#### Data excerpt

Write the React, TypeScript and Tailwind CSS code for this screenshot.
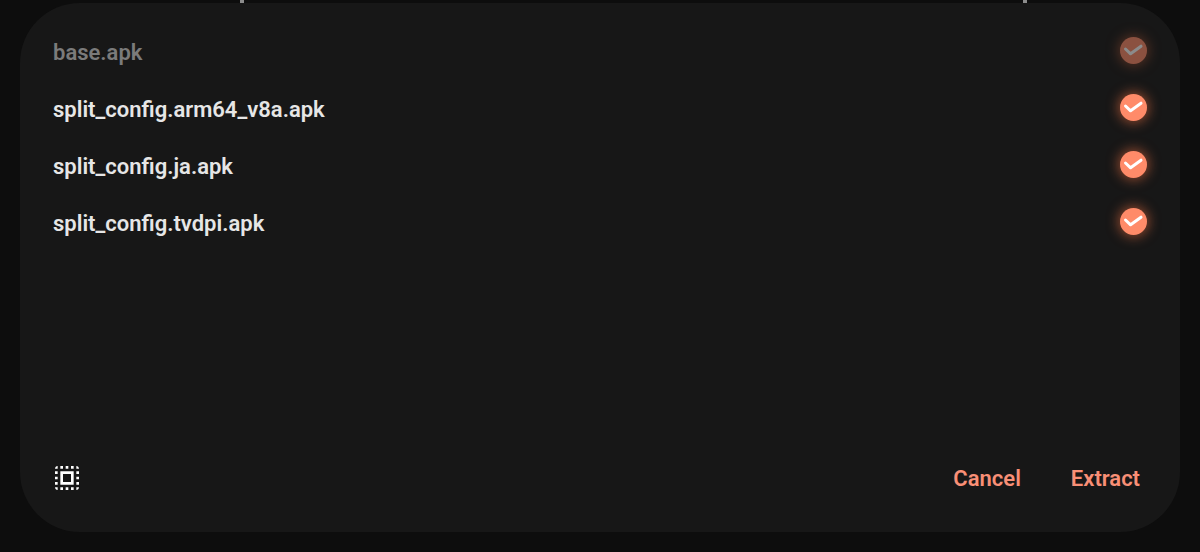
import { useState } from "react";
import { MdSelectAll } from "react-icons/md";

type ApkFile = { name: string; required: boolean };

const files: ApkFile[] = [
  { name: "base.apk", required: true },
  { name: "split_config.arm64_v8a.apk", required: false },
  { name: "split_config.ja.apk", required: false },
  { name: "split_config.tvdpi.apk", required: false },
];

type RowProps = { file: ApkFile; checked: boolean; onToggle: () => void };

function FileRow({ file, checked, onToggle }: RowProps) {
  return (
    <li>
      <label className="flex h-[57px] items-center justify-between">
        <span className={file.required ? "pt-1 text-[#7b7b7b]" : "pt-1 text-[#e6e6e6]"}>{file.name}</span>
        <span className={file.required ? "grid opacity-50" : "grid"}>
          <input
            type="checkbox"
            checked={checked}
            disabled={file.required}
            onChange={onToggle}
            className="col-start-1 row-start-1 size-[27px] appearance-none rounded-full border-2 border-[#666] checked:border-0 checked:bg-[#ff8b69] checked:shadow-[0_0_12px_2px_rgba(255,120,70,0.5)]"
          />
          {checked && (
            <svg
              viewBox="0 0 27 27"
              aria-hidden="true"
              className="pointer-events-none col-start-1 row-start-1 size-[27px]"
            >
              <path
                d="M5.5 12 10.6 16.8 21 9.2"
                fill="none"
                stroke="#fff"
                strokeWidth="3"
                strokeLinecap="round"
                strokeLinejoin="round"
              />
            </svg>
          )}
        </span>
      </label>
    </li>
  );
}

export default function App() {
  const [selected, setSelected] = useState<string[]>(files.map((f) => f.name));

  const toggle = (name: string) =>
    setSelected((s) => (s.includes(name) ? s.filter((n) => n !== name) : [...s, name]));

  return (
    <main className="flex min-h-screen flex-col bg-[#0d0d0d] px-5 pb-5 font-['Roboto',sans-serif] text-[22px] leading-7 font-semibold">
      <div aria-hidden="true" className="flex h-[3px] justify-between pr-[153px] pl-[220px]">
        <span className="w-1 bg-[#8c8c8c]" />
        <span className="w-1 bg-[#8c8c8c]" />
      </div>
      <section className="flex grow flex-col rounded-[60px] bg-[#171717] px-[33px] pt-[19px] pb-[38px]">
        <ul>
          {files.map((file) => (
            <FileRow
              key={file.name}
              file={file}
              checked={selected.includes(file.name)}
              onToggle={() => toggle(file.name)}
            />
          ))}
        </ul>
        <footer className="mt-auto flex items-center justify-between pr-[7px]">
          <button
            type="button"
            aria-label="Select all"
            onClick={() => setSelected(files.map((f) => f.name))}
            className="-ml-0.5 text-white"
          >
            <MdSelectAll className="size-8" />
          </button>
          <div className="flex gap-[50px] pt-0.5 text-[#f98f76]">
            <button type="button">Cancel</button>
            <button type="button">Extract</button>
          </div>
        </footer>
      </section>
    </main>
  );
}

########

• [What you need to do]:
Quote, please, every line of the material above from its start through the line that has "ApkFile; checked: boolean;", reproducing the words exactly and dropping any images.

• [Complete answer]:
Write the React, TypeScript and Tailwind CSS code for this screenshot.
import { useState } from "react";
import { MdSelectAll } from "react-icons/md";

type ApkFile = { name: string; required: boolean };

const files: ApkFile[] = [
  { name: "base.apk", required: true },
  { name: "split_config.arm64_v8a.apk", required: false },
  { name: "split_config.ja.apk", required: false },
  { name: "split_config.tvdpi.apk", required: false },
];

type RowProps = { file: ApkFile; checked: boolean; onToggle: () => void };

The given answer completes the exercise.